Unfortunately, Zahbeena was a rotten judge of character and had disastrous taste in boyfriends. This is far from unusual but if you factor in Zahbeena's disturbed family background and the fact that the social workers were walking on eggshells because they could be called racist at any moment, you can see that everybody might want the other person to be coming out and saying "this isn't right".

The accusations were flying in all directions, too. Obo carried an article several months ago which referred to an academic study of an ethnic group in California. What happened there was that they wished to enforce customary behaviour but their clan codes have no legal standing (good thing too).

However, by making false accusation often hinging around child abuse, the clan heads temporarily used the state law enforcement agencies punish anyone who stepped out of line.

If you have a dysfunctional family with a schizophrenic grandmother making accusations about a daughter who is seen as having violated a social code, how much credibility do you put on their complaints? How many marks and bruises are a normal part of growing up - toddlers fall over a lot.

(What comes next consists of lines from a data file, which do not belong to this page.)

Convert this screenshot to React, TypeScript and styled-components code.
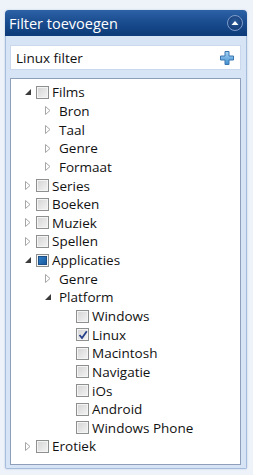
import styled, { createGlobalStyle } from "styled-components";

const GlobalStyle = createGlobalStyle`
  body {
    margin: 0;
    background: #eef3fa;
    font-family: "Segoe UI", "Open Sans", "Noto Sans", sans-serif;
  }
`;

const SPanel = styled.div`
  margin: 10px 6px 6px 5px;
  width: 242px;
  height: 459px;
  display: flex;
  flex-direction: column;
  border-radius: 4px 4px 2px 2px;
  box-shadow: 0 0 2px rgba(80, 110, 160, 0.35);
`;

const SHeader = styled.div`
  height: 26px;
  display: flex;
  align-items: center;
  justify-content: space-between;
  padding: 0 4px 0 4px;
  border-radius: 4px 4px 0 0;
  background: linear-gradient(#2d62a6 0%, #1a4d90 45%, #0d3a78 100%);
  color: #fff;
  font-size: 14.5px;
`;

const SCollapse = styled.div`
  width: 14px;
  height: 14px;
  border-radius: 50%;
  border: 1px solid #7f9ccc;
  background: radial-gradient(circle at 50% 40%, #2c5a98, #0e3570);
  display: flex;
  align-items: center;
  justify-content: center;
`;

const SBody = styled.div`
  flex: 1;
  display: flex;
  flex-direction: column;
  gap: 8px;
  padding: 9px 5px 3px 4px;
  background: #d6e4f6;
  border: 1px solid #a6bcdc;
  border-top: none;
  border-radius: 0 0 2px 2px;
`;

const SSearch = styled.div`
  height: 23px;
  display: flex;
  align-items: center;
  justify-content: space-between;
  padding: 0 5px 0 5px;
  background: #fff;
  border: 1px solid #c9d8ec;
  font-size: 13.5px;
  color: #111;
`;

const STree = styled.div`
  flex: 1;
  background: #fff;
  border: 1px solid #8d9fba;
  padding: 4px 0 0 0;
`;

const SRow = styled.div<{ $depth: number }>`
  height: 18.65px;
  display: flex;
  align-items: center;
  padding-left: ${(p) => 13 + p.$depth * 20}px;
  font-size: 13.5px;
  color: #111;
`;

const SExpander = styled.span`
  width: 12px;
  height: 13px;
  display: flex;
  align-items: center;
  justify-content: flex-start;
  flex-shrink: 0;
`;

const SBox = styled.span<{ $state: string }>`
  width: 11px;
  height: 11px;
  border: 1px solid #8e8f8f;
  background: linear-gradient(135deg, #d4d4d4, #f4f4f4);
  box-shadow: inset 0 0 0 1px #f4f4f4;
  margin-right: 3px;
  display: flex;
  align-items: center;
  justify-content: center;
  flex-shrink: 0;
`;

const SPartial = styled.span`
  width: 7px;
  height: 7px;
  background: linear-gradient(135deg, #2f7fc9, #1a5c9e);
  border: 1px solid #1b4f85;
`;

const SLabel = styled.span<{ $gap?: boolean }>`
  margin-left: ${(p) => (p.$gap ? 3 : 0)}px;
  white-space: nowrap;
`;

type Node = { label: string; depth: number; exp?: "open" | "closed"; box?: "off" | "on" | "partial" };

const nodes: Node[] = [
  { label: "Films", depth: 0, exp: "open", box: "off" },
  { label: "Bron", depth: 1, exp: "closed" },
  { label: "Taal", depth: 1, exp: "closed" },
  { label: "Genre", depth: 1, exp: "closed" },
  { label: "Formaat", depth: 1, exp: "closed" },
  { label: "Series", depth: 0, exp: "closed", box: "off" },
  { label: "Boeken", depth: 0, exp: "closed", box: "off" },
  { label: "Muziek", depth: 0, exp: "closed", box: "off" },
  { label: "Spellen", depth: 0, exp: "closed", box: "off" },
  { label: "Applicaties", depth: 0, exp: "open", box: "partial" },
  { label: "Genre", depth: 1, exp: "closed" },
  { label: "Platform", depth: 1, exp: "open" },
  { label: "Windows", depth: 2, box: "off" },
  { label: "Linux", depth: 2, box: "on" },
  { label: "Macintosh", depth: 2, box: "off" },
  { label: "Navigatie", depth: 2, box: "off" },
  { label: "iOs", depth: 2, box: "off" },
  { label: "Android", depth: 2, box: "off" },
  { label: "Windows Phone", depth: 2, box: "off" },
  { label: "Erotiek", depth: 0, exp: "closed", box: "off" },
];

const Arrow = ({ open }: { open: boolean }) =>
  open ? (
    <svg width="8" height="8" viewBox="0 0 8 8">
      <path d="M7 1 L7 7 L1 7 Z" fill="#3c3c3c" />
    </svg>
  ) : (
    <svg width="8" height="9" viewBox="0 0 8 9">
      <path d="M1.5 0.5 L6 4.5 L1.5 8.5 Z" fill="#fff" stroke="#a6a6a6" strokeWidth="1" />
    </svg>
  );

const Check = () => (
  <svg width="10" height="10" viewBox="0 0 10 10">
    <path d="M1.5 5 L4 8 L8.8 1.2" fill="none" stroke="#27408b" strokeWidth="1.8" />
  </svg>
);

const Plus = () => (
  <svg width="16" height="16" viewBox="0 0 16 16">
    <defs>
      <linearGradient id="pg" x1="0" y1="0" x2="0" y2="1">
        <stop offset="0" stopColor="#a9d5f5" />
        <stop offset="1" stopColor="#3f8fd0" />
      </linearGradient>
    </defs>
    <path
      d="M6 1.5 H10 V6 H14.5 V10 H10 V14.5 H6 V10 H1.5 V6 H6 Z"
      fill="url(#pg)"
      stroke="#3a76b0"
      strokeWidth="1"
    />
  </svg>
);

const App = () => (
  <>
    <GlobalStyle />
    <SPanel>
      <SHeader>
        <span>Filter toevoegen</span>
        <SCollapse>
          <svg width="8" height="6" viewBox="0 0 8 6">
            <path d="M0.5 5 L4 1 L7.5 5 Z" fill="#fff" />
          </svg>
        </SCollapse>
      </SHeader>
      <SBody>
        <SSearch>
          <span>Linux filter</span>
          <Plus />
        </SSearch>
        <STree>
          {nodes.map((n, i) => (
            <SRow key={i} $depth={n.depth}>
              <SExpander>{n.exp && <Arrow open={n.exp === "open"} />}</SExpander>
              {n.box && (
                <SBox $state={n.box}>
                  {n.box === "on" && <Check />}
                  {n.box === "partial" && <SPartial />}
                </SBox>
              )}
              <SLabel $gap={!n.box}>{n.label}</SLabel>
            </SRow>
          ))}
        </STree>
      </SBody>
    </SPanel>
  </>
);

export default App;
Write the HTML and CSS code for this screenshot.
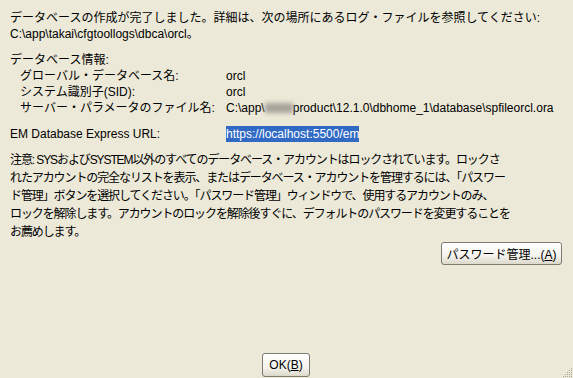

I think, had I been standing there, I might have got it all wrong and misidentified where the danger to Sanam really lay.

Chalcedon said...

The queer thing in this country is that if you take your child to a GP with such a bruise then there is every chance you will be grilled about the injury and reported to social services as a suspected physical abuser. But someone who knows about abuse raises a specific point about a child at risk and is ignored.

Greencoat said...

Yes Chalcedon, but that applies to white people, not chiselling savages.